Instructions for the task ▸
Reproduce the listing word for word, leaving every picture behind.

------------------------------------------------------------------------

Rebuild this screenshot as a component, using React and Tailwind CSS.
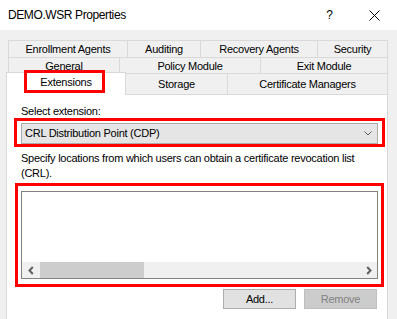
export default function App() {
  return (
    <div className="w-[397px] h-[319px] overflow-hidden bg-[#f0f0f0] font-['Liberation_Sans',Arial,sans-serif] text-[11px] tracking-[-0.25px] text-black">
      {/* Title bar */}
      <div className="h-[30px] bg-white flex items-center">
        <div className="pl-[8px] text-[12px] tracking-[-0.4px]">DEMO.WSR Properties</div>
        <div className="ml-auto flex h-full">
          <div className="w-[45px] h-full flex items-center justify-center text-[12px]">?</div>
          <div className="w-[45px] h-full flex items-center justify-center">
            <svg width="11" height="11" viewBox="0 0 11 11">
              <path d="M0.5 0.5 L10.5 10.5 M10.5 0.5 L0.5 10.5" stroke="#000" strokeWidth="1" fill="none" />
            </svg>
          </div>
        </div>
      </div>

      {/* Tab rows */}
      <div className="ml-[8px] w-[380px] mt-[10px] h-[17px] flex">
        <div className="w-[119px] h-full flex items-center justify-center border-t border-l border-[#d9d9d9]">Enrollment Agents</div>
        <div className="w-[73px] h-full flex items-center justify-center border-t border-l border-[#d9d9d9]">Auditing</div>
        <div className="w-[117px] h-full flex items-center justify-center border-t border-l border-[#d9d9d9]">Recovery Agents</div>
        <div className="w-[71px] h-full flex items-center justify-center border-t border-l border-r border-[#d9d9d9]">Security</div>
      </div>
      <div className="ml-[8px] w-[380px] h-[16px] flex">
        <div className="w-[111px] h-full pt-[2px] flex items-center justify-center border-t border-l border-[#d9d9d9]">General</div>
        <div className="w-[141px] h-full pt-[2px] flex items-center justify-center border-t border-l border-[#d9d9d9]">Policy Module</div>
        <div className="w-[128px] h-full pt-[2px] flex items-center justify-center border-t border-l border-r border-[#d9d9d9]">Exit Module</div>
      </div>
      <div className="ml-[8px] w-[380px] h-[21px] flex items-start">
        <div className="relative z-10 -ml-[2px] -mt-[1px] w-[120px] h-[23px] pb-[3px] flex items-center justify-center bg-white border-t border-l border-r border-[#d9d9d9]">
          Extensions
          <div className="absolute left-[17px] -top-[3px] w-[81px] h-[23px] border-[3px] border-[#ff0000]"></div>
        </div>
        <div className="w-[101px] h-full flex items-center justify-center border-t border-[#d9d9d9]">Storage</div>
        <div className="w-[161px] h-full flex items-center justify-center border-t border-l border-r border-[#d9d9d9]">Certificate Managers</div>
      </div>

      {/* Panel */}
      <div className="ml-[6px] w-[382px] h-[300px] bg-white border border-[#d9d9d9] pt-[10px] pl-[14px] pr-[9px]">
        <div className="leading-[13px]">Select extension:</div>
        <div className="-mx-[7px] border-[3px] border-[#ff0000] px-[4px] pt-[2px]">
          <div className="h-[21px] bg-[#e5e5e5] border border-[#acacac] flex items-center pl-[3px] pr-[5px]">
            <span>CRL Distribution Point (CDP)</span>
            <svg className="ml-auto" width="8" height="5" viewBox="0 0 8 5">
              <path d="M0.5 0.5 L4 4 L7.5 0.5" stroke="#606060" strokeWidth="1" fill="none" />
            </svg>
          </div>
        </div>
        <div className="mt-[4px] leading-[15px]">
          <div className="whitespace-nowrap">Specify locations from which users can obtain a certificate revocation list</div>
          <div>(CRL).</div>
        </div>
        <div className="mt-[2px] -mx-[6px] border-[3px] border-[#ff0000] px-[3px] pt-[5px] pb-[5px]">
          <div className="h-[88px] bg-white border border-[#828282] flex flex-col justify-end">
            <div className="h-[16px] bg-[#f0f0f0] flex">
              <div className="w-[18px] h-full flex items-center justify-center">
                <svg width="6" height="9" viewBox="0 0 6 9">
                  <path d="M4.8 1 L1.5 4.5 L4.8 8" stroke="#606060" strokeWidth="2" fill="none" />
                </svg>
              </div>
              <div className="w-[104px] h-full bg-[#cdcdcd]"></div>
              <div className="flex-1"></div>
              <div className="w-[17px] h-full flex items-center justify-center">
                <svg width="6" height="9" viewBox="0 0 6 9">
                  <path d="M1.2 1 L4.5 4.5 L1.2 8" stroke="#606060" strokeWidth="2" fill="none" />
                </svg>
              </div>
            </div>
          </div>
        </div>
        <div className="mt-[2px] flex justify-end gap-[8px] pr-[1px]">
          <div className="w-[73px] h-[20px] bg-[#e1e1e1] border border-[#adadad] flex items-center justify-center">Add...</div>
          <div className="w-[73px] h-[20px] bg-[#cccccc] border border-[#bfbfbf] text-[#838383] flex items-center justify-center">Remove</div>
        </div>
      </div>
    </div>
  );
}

------------------------------------------------------------------------

Task solution ▸
Rebuild this screenshot as a component, using React and Tailwind CSS.
export default function App() {
  return (
    <div className="w-[397px] h-[319px] overflow-hidden bg-[#f0f0f0] font-['Liberation_Sans',Arial,sans-serif] text-[11px] tracking-[-0.25px] text-black">
      {/* Title bar */}
      <div className="h-[30px] bg-white flex items-center">
        <div className="pl-[8px] text-[12px] tracking-[-0.4px]">DEMO.WSR Properties</div>
        <div className="ml-auto flex h-full">
          <div className="w-[45px] h-full flex items-center justify-center text-[12px]">?</div>
          <div className="w-[45px] h-full flex items-center justify-center">
            <svg width="11" height="11" viewBox="0 0 11 11">
              <path d="M0.5 0.5 L10.5 10.5 M10.5 0.5 L0.5 10.5" stroke="#000" strokeWidth="1" fill="none" />
            </svg>
          </div>
        </div>
      </div>

      {/* Tab rows */}
      <div className="ml-[8px] w-[380px] mt-[10px] h-[17px] flex">
        <div className="w-[119px] h-full flex items-center justify-center border-t border-l border-[#d9d9d9]">Enrollment Agents</div>
        <div className="w-[73px] h-full flex items-center justify-center border-t border-l border-[#d9d9d9]">Auditing</div>
        <div className="w-[117px] h-full flex items-center justify-center border-t border-l border-[#d9d9d9]">Recovery Agents</div>
        <div className="w-[71px] h-full flex items-center justify-center border-t border-l border-r border-[#d9d9d9]">Security</div>
      </div>
      <div className="ml-[8px] w-[380px] h-[16px] flex">
        <div className="w-[111px] h-full pt-[2px] flex items-center justify-center border-t border-l border-[#d9d9d9]">General</div>
        <div className="w-[141px] h-full pt-[2px] flex items-center justify-center border-t border-l border-[#d9d9d9]">Policy Module</div>
        <div className="w-[128px] h-full pt-[2px] flex items-center justify-center border-t border-l border-r border-[#d9d9d9]">Exit Module</div>
      </div>
      <div className="ml-[8px] w-[380px] h-[21px] flex items-start">
        <div className="relative z-10 -ml-[2px] -mt-[1px] w-[120px] h-[23px] pb-[3px] flex items-center justify-center bg-white border-t border-l border-r border-[#d9d9d9]">
          Extensions
          <div className="absolute left-[17px] -top-[3px] w-[81px] h-[23px] border-[3px] border-[#ff0000]"></div>
        </div>
        <div className="w-[101px] h-full flex items-center justify-center border-t border-[#d9d9d9]">Storage</div>
        <div className="w-[161px] h-full flex items-center justify-center border-t border-l border-r border-[#d9d9d9]">Certificate Managers</div>
      </div>

      {/* Panel */}
      <div className="ml-[6px] w-[382px] h-[300px] bg-white border border-[#d9d9d9] pt-[10px] pl-[14px] pr-[9px]">
        <div className="leading-[13px]">Select extension:</div>
        <div className="-mx-[7px] border-[3px] border-[#ff0000] px-[4px] pt-[2px]">
          <div className="h-[21px] bg-[#e5e5e5] border border-[#acacac] flex items-center pl-[3px] pr-[5px]">
            <span>CRL Distribution Point (CDP)</span>
            <svg className="ml-auto" width="8" height="5" viewBox="0 0 8 5">
              <path d="M0.5 0.5 L4 4 L7.5 0.5" stroke="#606060" strokeWidth="1" fill="none" />
            </svg>
          </div>
        </div>
        <div className="mt-[4px] leading-[15px]">
          <div className="whitespace-nowrap">Specify locations from which users can obtain a certificate revocation list</div>
          <div>(CRL).</div>
        </div>
        <div className="mt-[2px] -mx-[6px] border-[3px] border-[#ff0000] px-[3px] pt-[5px] pb-[5px]">
          <div className="h-[88px] bg-white border border-[#828282] flex flex-col justify-end">
            <div className="h-[16px] bg-[#f0f0f0] flex">
              <div className="w-[18px] h-full flex items-center justify-center">
                <svg width="6" height="9" viewBox="0 0 6 9">
                  <path d="M4.8 1 L1.5 4.5 L4.8 8" stroke="#606060" strokeWidth="2" fill="none" />
                </svg>
              </div>
              <div className="w-[104px] h-full bg-[#cdcdcd]"></div>
              <div className="flex-1"></div>
              <div className="w-[17px] h-full flex items-center justify-center">
                <svg width="6" height="9" viewBox="0 0 6 9">
                  <path d="M1.2 1 L4.5 4.5 L1.2 8" stroke="#606060" strokeWidth="2" fill="none" />
                </svg>
              </div>
            </div>
          </div>
        </div>
        <div className="mt-[2px] flex justify-end gap-[8px] pr-[1px]">
          <div className="w-[73px] h-[20px] bg-[#e1e1e1] border border-[#adadad] flex items-center justify-center">Add...</div>
          <div className="w-[73px] h-[20px] bg-[#cccccc] border border-[#bfbfbf] text-[#838383] flex items-center justify-center">Remove</div>
        </div>
      </div>
    </div>
  );
}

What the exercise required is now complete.